I fatti hanno dimostrato non solo che il prezzo era alto, ma anche che è stato pagato invano.
Coalizioni nate semplicemente per vincere non garantiscono stabilità, ma solo una tregua che dura fino alla spartizione dei seggi: la loro solidità è inversamente proporzionale alle dimensioni e alla retorica sacralizzazione dei programmi sui quali dovrebbe poggiare la loro credibilità.

Parlamentari che devono la loro elezione ad un leader tenderanno proprio per questo ad essergli fedeli fino a un certo punto, cioè fino a quando dura la sua capacità di aggregare consenso: la cooptazione si rinnova ad ogni legislatura e fra un’elezione e l’altra, come si sa, non c’è vincolo di mandato…

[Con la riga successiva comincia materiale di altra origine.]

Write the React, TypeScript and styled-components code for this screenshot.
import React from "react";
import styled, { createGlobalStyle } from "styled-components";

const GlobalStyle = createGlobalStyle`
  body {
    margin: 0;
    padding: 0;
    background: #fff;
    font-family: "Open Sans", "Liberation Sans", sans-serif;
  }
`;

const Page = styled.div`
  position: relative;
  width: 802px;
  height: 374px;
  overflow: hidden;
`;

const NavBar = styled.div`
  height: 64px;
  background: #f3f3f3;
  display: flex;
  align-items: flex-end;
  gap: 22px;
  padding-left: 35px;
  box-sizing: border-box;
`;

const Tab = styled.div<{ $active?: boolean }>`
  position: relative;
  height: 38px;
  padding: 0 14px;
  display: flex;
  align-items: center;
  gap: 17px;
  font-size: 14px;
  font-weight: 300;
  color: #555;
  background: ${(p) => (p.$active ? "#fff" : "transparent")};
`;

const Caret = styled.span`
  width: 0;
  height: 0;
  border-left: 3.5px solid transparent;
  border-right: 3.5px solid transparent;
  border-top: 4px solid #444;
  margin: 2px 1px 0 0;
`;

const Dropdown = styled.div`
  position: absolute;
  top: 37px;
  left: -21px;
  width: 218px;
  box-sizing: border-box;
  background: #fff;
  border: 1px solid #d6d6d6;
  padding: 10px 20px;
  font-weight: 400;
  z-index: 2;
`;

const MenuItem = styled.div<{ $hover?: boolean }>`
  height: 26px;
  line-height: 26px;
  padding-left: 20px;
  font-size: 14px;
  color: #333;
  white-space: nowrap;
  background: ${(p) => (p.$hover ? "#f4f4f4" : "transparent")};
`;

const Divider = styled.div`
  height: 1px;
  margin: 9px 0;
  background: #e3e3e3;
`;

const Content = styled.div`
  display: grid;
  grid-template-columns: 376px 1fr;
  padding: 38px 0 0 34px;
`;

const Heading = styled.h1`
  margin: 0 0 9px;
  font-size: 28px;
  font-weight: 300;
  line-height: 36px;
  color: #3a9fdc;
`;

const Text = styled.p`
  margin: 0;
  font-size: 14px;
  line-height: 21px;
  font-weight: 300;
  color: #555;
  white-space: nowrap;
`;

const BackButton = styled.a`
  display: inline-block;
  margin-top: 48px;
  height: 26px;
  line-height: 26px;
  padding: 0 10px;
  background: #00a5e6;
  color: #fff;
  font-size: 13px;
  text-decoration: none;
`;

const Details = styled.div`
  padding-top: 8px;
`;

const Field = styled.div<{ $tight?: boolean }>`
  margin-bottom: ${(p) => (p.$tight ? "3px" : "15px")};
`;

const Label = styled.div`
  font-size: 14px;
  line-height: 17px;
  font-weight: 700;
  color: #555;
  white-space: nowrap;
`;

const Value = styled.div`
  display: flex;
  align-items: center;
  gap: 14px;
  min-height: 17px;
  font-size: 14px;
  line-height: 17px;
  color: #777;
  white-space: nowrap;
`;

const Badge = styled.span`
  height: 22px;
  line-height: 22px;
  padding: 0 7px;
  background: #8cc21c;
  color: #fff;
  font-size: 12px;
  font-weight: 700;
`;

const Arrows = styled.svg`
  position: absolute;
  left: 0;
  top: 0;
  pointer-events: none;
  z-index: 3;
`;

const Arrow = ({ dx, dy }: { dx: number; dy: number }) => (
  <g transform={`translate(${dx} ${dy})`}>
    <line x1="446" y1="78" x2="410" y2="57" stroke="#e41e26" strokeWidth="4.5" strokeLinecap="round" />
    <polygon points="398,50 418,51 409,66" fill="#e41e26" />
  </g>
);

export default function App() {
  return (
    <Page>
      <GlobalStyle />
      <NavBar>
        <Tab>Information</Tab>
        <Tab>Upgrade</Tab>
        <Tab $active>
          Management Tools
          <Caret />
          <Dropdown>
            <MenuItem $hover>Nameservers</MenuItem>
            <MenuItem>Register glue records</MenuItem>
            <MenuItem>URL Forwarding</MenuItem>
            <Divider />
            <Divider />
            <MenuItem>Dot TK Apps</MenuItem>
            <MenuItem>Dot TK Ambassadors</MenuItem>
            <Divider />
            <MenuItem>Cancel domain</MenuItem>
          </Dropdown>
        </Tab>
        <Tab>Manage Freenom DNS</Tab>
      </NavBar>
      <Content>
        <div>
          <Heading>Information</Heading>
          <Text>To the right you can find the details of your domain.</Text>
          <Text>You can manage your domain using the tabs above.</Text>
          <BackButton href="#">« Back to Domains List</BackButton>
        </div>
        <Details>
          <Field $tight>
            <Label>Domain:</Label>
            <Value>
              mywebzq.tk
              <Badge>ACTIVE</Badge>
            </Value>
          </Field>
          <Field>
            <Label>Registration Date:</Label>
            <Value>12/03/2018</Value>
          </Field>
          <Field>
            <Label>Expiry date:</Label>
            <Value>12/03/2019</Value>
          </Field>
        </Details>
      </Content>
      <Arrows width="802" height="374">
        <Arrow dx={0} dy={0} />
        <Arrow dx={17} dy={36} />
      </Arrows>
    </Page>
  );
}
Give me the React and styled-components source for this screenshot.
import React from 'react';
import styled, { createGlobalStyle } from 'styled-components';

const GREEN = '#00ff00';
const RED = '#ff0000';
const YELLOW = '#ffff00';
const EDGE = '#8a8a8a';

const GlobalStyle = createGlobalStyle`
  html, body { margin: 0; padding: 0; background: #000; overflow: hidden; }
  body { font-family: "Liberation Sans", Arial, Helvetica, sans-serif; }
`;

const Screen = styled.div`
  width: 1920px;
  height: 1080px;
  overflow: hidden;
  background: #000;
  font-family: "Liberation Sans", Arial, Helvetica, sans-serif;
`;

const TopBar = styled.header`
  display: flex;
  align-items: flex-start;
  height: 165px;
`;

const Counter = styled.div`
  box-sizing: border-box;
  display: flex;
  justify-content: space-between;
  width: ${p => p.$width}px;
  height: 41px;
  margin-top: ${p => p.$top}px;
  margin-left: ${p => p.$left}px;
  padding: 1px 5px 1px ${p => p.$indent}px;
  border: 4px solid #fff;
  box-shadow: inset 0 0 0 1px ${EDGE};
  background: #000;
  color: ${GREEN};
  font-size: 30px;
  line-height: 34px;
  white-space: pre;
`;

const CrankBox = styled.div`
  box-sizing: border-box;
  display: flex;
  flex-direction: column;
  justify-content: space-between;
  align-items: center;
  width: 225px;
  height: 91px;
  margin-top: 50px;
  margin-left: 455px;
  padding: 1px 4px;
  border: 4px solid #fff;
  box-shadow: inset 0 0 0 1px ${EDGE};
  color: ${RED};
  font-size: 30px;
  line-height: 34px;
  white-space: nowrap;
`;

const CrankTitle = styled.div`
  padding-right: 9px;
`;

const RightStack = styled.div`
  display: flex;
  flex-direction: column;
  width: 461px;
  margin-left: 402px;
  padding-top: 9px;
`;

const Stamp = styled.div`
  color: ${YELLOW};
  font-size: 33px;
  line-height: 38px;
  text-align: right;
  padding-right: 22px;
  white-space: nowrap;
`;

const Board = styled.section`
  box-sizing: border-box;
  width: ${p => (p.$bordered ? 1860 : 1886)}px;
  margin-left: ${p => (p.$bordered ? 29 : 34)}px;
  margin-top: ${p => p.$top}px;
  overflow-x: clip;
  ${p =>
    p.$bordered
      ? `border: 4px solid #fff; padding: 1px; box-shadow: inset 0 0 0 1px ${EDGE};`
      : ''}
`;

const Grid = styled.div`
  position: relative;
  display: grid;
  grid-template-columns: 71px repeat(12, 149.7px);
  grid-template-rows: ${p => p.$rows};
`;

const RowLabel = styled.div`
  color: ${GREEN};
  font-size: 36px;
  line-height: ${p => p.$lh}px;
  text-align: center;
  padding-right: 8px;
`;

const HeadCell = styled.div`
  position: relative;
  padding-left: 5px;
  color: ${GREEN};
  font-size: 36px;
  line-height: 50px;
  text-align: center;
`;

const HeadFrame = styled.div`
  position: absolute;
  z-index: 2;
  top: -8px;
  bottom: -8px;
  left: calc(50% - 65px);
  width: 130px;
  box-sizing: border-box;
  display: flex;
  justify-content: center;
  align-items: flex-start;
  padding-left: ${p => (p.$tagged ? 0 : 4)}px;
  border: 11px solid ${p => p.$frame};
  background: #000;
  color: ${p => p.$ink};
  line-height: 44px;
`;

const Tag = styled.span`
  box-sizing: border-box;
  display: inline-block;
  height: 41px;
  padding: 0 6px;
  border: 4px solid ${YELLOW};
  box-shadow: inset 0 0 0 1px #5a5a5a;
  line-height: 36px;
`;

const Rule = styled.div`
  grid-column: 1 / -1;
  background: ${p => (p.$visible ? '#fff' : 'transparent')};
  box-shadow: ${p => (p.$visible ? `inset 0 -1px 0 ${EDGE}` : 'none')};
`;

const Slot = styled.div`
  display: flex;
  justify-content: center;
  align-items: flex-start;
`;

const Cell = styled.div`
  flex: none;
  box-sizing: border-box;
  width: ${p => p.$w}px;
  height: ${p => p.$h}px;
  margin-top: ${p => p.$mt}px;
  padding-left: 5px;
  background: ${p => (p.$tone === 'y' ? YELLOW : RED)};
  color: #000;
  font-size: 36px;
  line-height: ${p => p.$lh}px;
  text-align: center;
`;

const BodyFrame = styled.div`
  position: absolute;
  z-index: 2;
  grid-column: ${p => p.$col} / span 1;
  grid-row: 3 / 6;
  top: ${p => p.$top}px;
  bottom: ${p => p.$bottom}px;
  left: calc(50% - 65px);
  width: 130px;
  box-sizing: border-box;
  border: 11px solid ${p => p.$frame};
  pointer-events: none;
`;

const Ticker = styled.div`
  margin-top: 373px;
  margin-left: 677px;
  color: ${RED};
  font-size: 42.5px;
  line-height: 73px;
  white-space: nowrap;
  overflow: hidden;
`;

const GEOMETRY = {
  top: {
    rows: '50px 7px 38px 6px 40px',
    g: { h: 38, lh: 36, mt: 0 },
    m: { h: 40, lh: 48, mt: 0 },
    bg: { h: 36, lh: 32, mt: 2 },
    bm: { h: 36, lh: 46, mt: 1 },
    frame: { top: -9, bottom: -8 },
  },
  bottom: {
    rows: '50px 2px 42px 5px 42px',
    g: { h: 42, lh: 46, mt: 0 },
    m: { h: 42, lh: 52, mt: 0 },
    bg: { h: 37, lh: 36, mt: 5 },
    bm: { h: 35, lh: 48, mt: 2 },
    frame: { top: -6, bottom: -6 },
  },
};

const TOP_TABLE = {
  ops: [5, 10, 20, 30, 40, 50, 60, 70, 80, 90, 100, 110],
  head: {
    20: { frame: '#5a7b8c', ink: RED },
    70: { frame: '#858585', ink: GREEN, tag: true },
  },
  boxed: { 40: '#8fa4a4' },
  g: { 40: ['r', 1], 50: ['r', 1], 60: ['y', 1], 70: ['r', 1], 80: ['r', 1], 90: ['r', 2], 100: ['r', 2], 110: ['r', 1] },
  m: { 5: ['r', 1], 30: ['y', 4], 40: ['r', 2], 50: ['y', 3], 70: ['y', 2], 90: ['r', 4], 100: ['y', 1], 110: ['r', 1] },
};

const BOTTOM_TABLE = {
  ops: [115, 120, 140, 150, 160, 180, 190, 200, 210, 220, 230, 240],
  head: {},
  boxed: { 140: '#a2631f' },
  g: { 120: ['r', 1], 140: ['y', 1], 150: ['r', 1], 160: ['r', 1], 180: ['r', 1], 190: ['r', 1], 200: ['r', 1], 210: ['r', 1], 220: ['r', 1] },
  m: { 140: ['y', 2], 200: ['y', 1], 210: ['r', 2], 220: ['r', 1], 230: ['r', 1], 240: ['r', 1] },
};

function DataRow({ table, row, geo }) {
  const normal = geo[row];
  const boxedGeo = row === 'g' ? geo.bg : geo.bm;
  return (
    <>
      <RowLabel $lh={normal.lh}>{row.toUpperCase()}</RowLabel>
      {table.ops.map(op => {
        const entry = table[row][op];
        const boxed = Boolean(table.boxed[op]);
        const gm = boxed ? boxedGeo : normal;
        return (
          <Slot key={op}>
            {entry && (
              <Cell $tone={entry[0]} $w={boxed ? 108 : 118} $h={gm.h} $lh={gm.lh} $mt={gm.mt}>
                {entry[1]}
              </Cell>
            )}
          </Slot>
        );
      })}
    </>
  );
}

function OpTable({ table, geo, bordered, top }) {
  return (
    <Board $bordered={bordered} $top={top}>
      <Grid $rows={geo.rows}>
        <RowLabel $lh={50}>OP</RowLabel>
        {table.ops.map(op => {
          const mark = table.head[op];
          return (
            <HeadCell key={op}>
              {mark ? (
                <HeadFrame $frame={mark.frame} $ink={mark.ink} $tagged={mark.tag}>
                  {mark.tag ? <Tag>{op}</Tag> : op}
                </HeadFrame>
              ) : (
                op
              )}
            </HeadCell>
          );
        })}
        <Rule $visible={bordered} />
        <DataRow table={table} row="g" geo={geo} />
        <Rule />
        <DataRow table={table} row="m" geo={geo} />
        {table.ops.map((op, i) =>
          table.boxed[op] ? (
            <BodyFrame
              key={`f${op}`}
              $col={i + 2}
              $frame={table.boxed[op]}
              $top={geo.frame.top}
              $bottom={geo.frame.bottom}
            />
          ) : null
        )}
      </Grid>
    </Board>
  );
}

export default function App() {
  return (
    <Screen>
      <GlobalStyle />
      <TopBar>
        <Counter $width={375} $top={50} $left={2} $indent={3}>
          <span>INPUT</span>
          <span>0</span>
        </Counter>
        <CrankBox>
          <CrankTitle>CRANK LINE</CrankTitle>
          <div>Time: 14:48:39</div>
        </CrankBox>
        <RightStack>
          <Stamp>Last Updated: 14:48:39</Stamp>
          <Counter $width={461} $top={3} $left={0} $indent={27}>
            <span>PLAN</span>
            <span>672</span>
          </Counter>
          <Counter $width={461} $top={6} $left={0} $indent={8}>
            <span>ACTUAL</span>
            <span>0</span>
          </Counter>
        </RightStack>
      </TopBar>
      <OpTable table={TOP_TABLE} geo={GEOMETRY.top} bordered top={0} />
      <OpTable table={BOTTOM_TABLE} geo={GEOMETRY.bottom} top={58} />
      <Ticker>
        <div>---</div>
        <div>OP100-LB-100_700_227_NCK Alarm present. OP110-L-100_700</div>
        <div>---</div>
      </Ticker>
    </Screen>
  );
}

È arrivato il momento di affrontare il vero problema etico del Porcellum. Questo sistema elettorale è funzionale ad una visione “monarchica” e “dispotica” della rappresentanza. Monarchica, perché risolve il confronto fra idee in un confronto fra aspiranti premier, restando questa l’unica scelta lasciata al popolo, titolare costituzionale della sovranità. Dispotica nel senso kantiano del termine, perché il meccanismo di scelta dei parlamentari esalta l’autoreferenzialità della politica e tradisce il desiderio di eliminare ogni dialettica reale fra potere legislativo ed esecutivo, raccolti e risolti nell’unzione elettorale del“re” (leader carismatico o volto televisivo di una oligarchia di partito) e dei suoi cerchi più o meno magici. Forse è proprio per questo che nessuno vuole davvero buttare il Porcellum. Ma si può seriamente sostenere che è questo il modo per restituire lo scettro ai cittadini?